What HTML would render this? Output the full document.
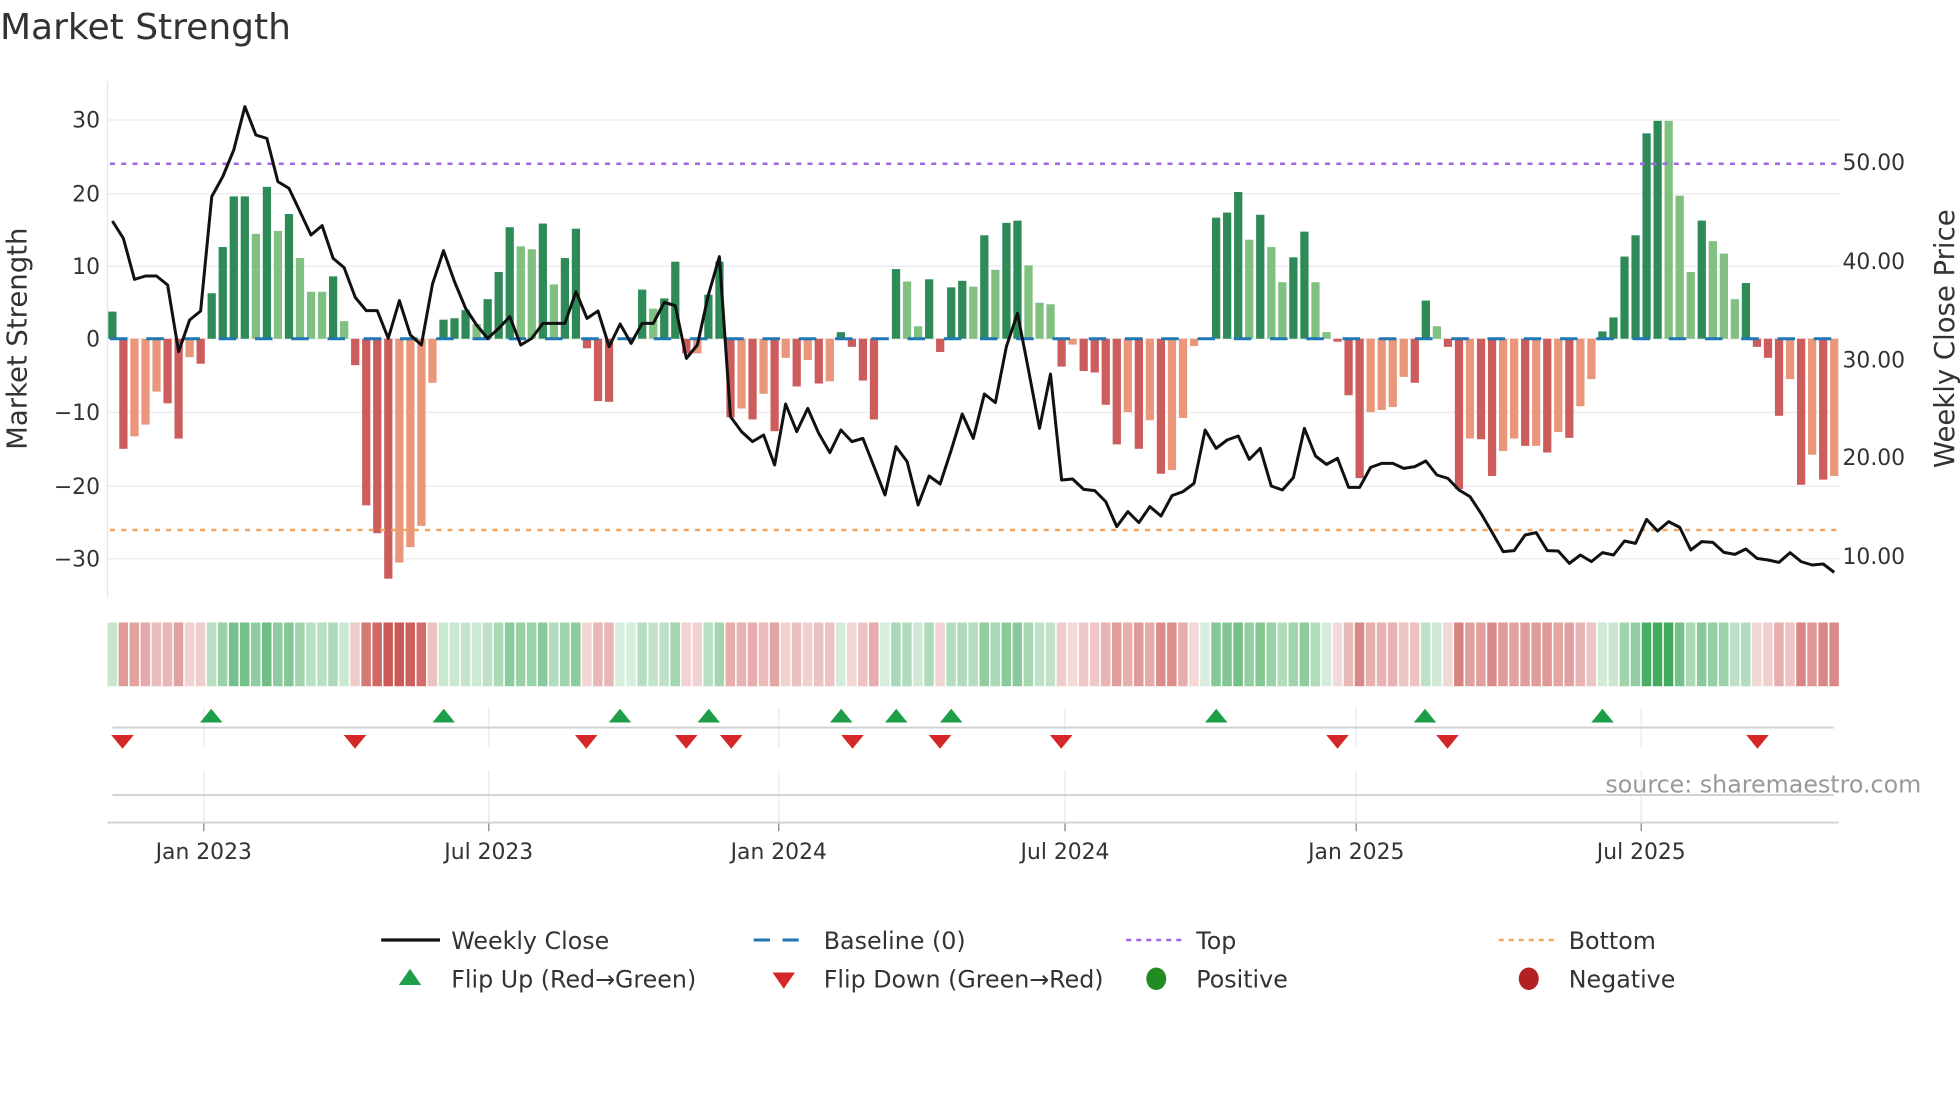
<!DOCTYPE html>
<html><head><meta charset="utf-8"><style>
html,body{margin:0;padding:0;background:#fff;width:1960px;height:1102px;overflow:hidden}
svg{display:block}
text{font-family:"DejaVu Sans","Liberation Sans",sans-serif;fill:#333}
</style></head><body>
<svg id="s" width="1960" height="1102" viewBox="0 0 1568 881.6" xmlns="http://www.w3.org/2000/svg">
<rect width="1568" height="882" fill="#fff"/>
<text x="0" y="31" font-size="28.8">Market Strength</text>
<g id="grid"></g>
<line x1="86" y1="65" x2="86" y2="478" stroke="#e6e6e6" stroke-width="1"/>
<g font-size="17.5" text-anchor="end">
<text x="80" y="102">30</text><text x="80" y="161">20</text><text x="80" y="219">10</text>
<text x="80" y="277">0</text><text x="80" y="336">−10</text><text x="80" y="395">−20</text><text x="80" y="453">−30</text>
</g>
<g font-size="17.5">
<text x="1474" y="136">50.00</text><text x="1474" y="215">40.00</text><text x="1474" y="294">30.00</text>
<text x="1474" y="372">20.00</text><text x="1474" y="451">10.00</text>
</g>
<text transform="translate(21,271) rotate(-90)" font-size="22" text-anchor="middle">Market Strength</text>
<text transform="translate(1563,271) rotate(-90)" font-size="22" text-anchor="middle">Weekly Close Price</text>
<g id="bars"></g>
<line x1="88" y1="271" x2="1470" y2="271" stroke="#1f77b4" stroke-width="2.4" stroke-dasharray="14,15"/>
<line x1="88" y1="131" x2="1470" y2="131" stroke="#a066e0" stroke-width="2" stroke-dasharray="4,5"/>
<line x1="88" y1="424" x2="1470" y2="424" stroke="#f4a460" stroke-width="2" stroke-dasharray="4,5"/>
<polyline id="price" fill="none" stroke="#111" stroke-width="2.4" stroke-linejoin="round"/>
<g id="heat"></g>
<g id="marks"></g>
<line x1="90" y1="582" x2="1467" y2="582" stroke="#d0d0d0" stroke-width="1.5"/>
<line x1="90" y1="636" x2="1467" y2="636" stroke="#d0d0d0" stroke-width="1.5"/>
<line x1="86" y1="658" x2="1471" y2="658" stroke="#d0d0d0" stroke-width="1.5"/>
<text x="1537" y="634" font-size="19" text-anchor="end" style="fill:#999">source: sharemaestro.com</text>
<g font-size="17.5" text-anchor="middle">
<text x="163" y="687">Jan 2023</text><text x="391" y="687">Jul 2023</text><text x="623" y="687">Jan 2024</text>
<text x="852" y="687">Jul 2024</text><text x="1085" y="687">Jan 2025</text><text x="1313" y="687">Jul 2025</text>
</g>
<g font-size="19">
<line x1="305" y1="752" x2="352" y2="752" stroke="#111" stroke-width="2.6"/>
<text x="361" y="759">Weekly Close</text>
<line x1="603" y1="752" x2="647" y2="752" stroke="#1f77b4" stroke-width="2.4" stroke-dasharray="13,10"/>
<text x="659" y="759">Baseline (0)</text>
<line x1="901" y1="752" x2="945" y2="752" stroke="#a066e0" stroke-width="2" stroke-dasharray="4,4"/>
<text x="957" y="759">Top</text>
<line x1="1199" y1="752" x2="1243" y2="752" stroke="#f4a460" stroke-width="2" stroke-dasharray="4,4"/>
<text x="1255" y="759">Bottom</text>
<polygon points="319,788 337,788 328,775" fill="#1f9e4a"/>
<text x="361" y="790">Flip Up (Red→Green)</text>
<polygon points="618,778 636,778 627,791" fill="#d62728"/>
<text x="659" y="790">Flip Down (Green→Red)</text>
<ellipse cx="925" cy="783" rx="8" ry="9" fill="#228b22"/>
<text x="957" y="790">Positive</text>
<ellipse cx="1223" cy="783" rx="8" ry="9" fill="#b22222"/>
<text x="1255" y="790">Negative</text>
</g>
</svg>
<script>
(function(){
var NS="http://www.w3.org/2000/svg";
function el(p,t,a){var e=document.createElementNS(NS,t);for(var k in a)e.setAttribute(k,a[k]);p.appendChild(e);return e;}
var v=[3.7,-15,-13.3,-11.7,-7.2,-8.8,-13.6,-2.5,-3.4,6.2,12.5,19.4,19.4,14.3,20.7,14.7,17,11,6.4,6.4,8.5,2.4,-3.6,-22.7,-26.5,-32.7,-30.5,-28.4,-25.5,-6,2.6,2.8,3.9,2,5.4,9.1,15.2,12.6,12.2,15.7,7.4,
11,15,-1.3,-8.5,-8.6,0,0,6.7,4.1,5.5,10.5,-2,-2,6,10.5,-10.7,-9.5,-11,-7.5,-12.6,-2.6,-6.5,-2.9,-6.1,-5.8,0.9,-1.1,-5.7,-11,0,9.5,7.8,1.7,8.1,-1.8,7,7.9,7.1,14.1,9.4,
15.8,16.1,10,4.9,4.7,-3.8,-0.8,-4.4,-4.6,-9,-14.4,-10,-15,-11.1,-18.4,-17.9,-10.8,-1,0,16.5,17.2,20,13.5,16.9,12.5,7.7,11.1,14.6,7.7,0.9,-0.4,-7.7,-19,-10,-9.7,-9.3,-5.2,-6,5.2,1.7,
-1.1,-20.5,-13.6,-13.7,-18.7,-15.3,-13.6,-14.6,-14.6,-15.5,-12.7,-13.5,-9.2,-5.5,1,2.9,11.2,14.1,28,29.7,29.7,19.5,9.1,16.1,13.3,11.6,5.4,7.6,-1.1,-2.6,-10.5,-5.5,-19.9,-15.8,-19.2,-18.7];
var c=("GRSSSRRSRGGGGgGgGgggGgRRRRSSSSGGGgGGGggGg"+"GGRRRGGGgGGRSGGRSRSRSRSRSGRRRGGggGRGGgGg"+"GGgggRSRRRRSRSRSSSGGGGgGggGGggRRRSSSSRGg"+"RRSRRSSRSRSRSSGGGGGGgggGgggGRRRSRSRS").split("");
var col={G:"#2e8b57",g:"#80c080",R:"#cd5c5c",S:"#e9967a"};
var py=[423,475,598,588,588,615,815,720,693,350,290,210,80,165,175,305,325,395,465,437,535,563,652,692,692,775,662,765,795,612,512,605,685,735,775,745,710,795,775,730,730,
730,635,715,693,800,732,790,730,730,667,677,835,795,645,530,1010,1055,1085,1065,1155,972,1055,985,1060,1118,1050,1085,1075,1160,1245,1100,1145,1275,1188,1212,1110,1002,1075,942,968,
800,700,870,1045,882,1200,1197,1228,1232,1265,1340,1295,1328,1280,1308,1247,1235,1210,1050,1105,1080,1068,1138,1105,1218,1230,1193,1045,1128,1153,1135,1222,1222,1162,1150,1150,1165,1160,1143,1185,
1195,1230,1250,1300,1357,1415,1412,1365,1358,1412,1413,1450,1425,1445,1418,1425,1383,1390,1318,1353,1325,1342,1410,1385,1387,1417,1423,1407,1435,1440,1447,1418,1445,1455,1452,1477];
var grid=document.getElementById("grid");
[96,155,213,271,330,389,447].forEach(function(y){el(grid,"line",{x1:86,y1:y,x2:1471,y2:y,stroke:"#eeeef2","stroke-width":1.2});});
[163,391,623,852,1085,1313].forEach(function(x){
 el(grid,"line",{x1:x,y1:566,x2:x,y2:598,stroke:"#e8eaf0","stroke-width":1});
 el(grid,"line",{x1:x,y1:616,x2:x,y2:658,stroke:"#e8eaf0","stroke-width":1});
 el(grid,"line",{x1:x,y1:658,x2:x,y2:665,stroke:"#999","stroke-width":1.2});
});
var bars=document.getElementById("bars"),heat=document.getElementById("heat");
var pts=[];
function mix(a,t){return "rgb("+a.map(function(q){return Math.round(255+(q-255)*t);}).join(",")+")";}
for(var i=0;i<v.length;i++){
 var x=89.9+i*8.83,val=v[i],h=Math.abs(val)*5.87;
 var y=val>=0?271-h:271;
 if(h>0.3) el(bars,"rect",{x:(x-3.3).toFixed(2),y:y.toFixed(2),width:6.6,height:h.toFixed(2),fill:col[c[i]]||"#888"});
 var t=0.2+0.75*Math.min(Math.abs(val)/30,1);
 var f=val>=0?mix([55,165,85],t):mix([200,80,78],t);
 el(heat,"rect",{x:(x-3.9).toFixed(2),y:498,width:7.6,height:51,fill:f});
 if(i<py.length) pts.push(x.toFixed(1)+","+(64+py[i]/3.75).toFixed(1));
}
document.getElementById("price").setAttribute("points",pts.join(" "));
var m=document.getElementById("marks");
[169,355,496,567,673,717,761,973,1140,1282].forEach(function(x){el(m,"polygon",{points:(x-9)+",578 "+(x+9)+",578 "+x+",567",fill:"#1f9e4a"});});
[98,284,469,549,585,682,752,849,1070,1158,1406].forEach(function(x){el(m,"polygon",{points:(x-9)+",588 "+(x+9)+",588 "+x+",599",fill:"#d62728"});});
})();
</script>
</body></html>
════════
→ GOAL OF THE EXERCISE: Copy all the lines above that hold the string "document".

→ RESULT OF THE EXERCISE:
What HTML would render this? Output the full document.
function el(p,t,a){var e=document.createElementNS(NS,t);for(var k in a)e.setAttribute(k,a[k]);p.appendChild(e);return e;}
var grid=document.getElementById("grid");
var bars=document.getElementById("bars"),heat=document.getElementById("heat");
document.getElementById("price").setAttribute("points",pts.join(" "));
var m=document.getElementById("marks");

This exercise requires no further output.